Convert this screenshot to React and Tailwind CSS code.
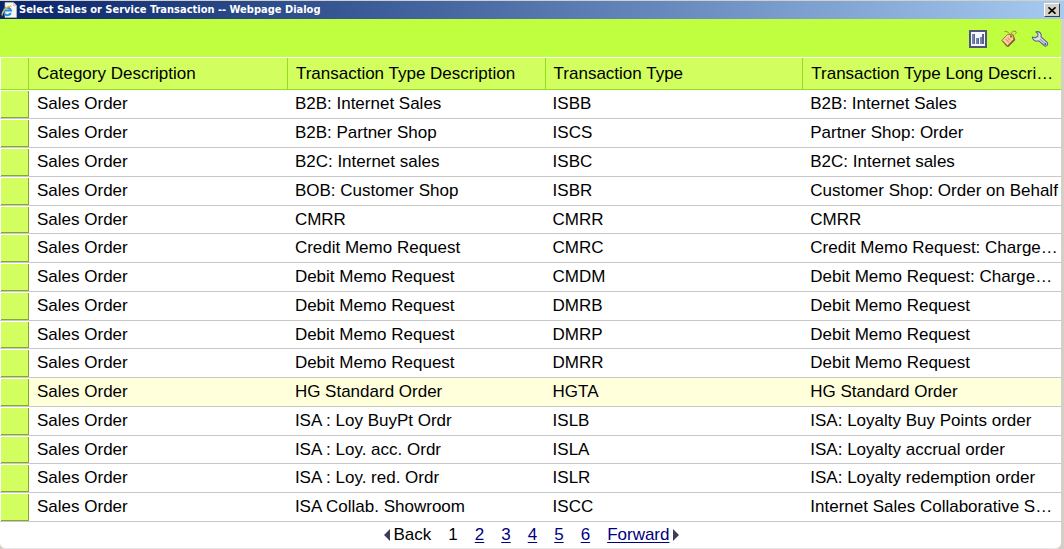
import React from "react";

const rows = [
  ["B2B: Internet Sales", "ISBB", "B2B: Internet Sales"],
  ["B2B: Partner Shop", "ISCS", "Partner Shop: Order"],
  ["B2C: Internet sales", "ISBC", "B2C: Internet sales"],
  ["BOB: Customer Shop", "ISBR", "Customer Shop: Order on Behalf"],
  ["CMRR", "CMRR", "CMRR"],
  ["Credit Memo Request", "CMRC", "Credit Memo Request: Charge…"],
  ["Debit Memo Request", "CMDM", "Debit Memo Request: Charge…"],
  ["Debit Memo Request", "DMRB", "Debit Memo Request"],
  ["Debit Memo Request", "DMRP", "Debit Memo Request"],
  ["Debit Memo Request", "DMRR", "Debit Memo Request"],
  ["HG Standard Order", "HGTA", "HG Standard Order"],
  ["ISA : Loy BuyPt Ordr", "ISLB", "ISA: Loyalty Buy Points order"],
  ["ISA : Loy. acc. Ordr", "ISLA", "ISA: Loyalty accrual order"],
  ["ISA : Loy. red. Ordr", "ISLR", "ISA: Loyalty redemption order"],
  ["ISA Collab. Showroom", "ISCC", "Internet Sales Collaborative S…"],
];

const headings = [
  "Category Description",
  "Transaction Type Description",
  "Transaction Type",
  "Transaction Type Long Descri…",
];

function PageIcon() {
  return (
    <svg viewBox="0 0 16 16" className="h-4 w-4 shrink-0" aria-hidden="true">
      <path d="M4 .5h8.5L15.500 3.500v12H4z" fill="#f6f6f2" stroke="#c8c4b8" strokeWidth=".6" />
      <path d="M12.500.5v3h3" fill="#dcdcdc" stroke="#aaa" strokeWidth=".5" />
      <path d="M9.800 11A3.700 3.700 0 1 1 10 8.500H3.600" fill="none" stroke="#2f8fdc" strokeWidth="2" />
      <path d="M1.500 13.500C-.5 11 6 3.500 10.500 4.200" fill="none" stroke="#f0bd38" strokeWidth="1.200" />
    </svg>
  );
}

function ChartIcon() {
  return (
    <svg viewBox="0 0 18 18" className="h-[18px] w-[18px]" aria-hidden="true">
      <rect x="1" y="1" width="16" height="16" fill="#f8f9fc" stroke="#50547c" strokeWidth="2" />
      <path d="M3 4h3v10H3zM7 8h3v6H7zM11 7h3v7h-3z" fill="#7387b4" />
      <path d="M5 4h1v10H5zM9 8h1v6H9zM13 4h2v10h-2z" fill="#56638e" />
    </svg>
  );
}

function TagIcon() {
  return (
    <svg viewBox="0 0 18 18" className="h-[18px] w-[18px]" aria-hidden="true">
      <path d="M7 5l6.500-.5 1.800 5.500-7 7-1.800-.5-5-6z" fill="#8a5230" />
      <path d="M2 10.200L7.500 4.500l5.200.3 1 4.400L7.500 15.800z" fill="#f8d6a2" stroke="#b07448" strokeWidth="1" />
      <path d="M5.500 9l3.500 3.500M7.500 7.500l3 3" stroke="#dd9c68" strokeWidth="1.200" />
      <circle cx="11" cy="6.800" r="1" fill="#8a5a38" />
      <path d="M11 6.500C10.500 3.500 7.500 1 4.500 1.500M11 6.500C10.500 3 12.500.8 15 1.200c2 .3 1.300 2.300.2 2.800" fill="none" stroke="#a5793f" strokeWidth="1" />
    </svg>
  );
}

function WrenchIcon() {
  return (
    <svg viewBox="0 0 18 18" className="h-[18px] w-[18px]" aria-hidden="true">
      <path
        d="M5 1.800C8.500 1 10.800 3.300 10 6.800l5.800 5.400c2 2-.3 5-2.600 3.300L7.800 10.800C4.800 12 1.300 10.300 1.300 7l3 .8 2.500-1.500.2-2.300z"
        fill="#dde1ec"
        stroke="#5b6088"
        strokeWidth="1.100"
        strokeLinejoin="round"
      />
      <path d="M9 9l4.500 4.200" stroke="#9aa1bd" strokeWidth="1.200" />
      <circle cx="14.300" cy="14" r=".9" fill="#454b70" />
    </svg>
  );
}

export default function App() {
  return (
    <main className="min-h-screen bg-[#d4d0c8] pt-px font-['Liberation_Sans',Arial,sans-serif] text-black">
      <header className="flex h-[18px] items-center gap-0.5 bg-linear-to-r from-[#0a246a] to-[#a6caf0] pr-1 pl-px">
        <PageIcon />
        <h1 className="flex-1 truncate font-['DejaVu_Sans_Condensed','DejaVu_Sans',sans-serif] text-[11px] font-bold text-white">
          Select Sales or Service Transaction -- Webpage Dialog
        </h1>
        <button
          type="button"
          aria-label="Close"
          className="flex h-[14px] w-4 items-center justify-center border border-t-white border-r-[#404040] border-b-[#404040] border-l-white bg-[#d4d0c8]"
        >
          <svg viewBox="0 0 8 7" className="h-[7px] w-2" aria-hidden="true">
            <path d="M.5.3l7 6.400M7.500.3l-7 6.400" stroke="#000" strokeWidth="1.600" />
          </svg>
        </button>
      </header>

      <div className="mr-[3px] rounded-b-md border-b border-[#e8e8e8] bg-white">
        <div className="flex h-[38px] items-center justify-end gap-[13px] bg-[#bfff40] pt-0.5 pr-3">
          <button type="button" aria-label="Chart"><ChartIcon /></button>
          <button type="button" aria-label="Tag"><TagIcon /></button>
          <button type="button" aria-label="Personalize"><WrenchIcon /></button>
        </div>

        <table className="mt-px w-full table-fixed border-separate border-spacing-0 text-left text-[17px] leading-5">
          <colgroup>
            <col className="w-[29px]" />
            <col className="w-[24.4%]" />
            <col />
            <col />
            <col />
          </colgroup>
          <thead>
            <tr className="bg-[#d2ff5f]">
              <th aria-label="Selection" className="h-8 border-r border-b border-l border-[#91e01f] border-l-white p-0" />
              {headings.map((heading) => (
                <th key={heading} className="truncate border-r border-b border-[#91e01f] py-0 pl-2 font-normal last:border-r-0">
                  {heading}
                </th>
              ))}
            </tr>
          </thead>
          <tbody>
            {rows.map(([description, type, longDescription], index) => (
              <tr key={index} className={index === 10 ? "group bg-[#ffffdc]" : "group bg-white"}>
                <td className="border-b border-[#c8c8c8] bg-white p-0 pl-px">
                  <button
                    type="button"
                    aria-label={"Select " + description}
                    className="mt-px block h-[27px] w-full border-r border-b border-[#86a832] bg-[#d2ff5f] group-nth-[4n+5]:h-[26px]"
                  />
                </td>
                <td className="truncate border-b border-[#c8c8c8] py-0 pl-2">Sales Order</td>
                <td className="truncate border-b border-[#c8c8c8] py-0 pl-[7px]">{description}</td>
                <td className="truncate border-b border-[#c8c8c8] py-0 pl-[7px]">{type}</td>
                <td className="truncate border-b border-[#c8c8c8] py-0 pl-[7px]">{longDescription}</td>
              </tr>
            ))}
          </tbody>
        </table>

        <nav aria-label="Pages" className="flex h-[26px] items-center justify-center gap-[17px] pl-0.5 text-[17px] leading-5">
          <span className="flex items-center gap-1">
            <svg viewBox="0 0 6 12" className="h-3 w-1.5" aria-hidden="true"><path d="M6 0v12L0 6z" fill="#3d3d58" /></svg>
            Back
          </span>
          <span aria-current="page">1</span>
          {[2, 3, 4, 5, 6].map((page) => (
            <a key={page} href={"#page-" + page} className="text-[#000080] underline underline-offset-2">{page}</a>
          ))}
          <a href="#next" className="flex items-center gap-1 text-[#000080]">
            <span className="underline underline-offset-2">Forward</span>
            <svg viewBox="0 0 6 12" className="h-3 w-1.5" aria-hidden="true"><path d="M0 0v12l6-6z" fill="#3d3d58" /></svg>
          </a>
        </nav>
      </div>
    </main>
  );
}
##############################
▶ [Instructions to follow] Leave out any pictures, please, and quote only the lines from the top of the data through the line that contains "import React from".

▶ [Correct answer]
Convert this screenshot to React and Tailwind CSS code.
import React from "react";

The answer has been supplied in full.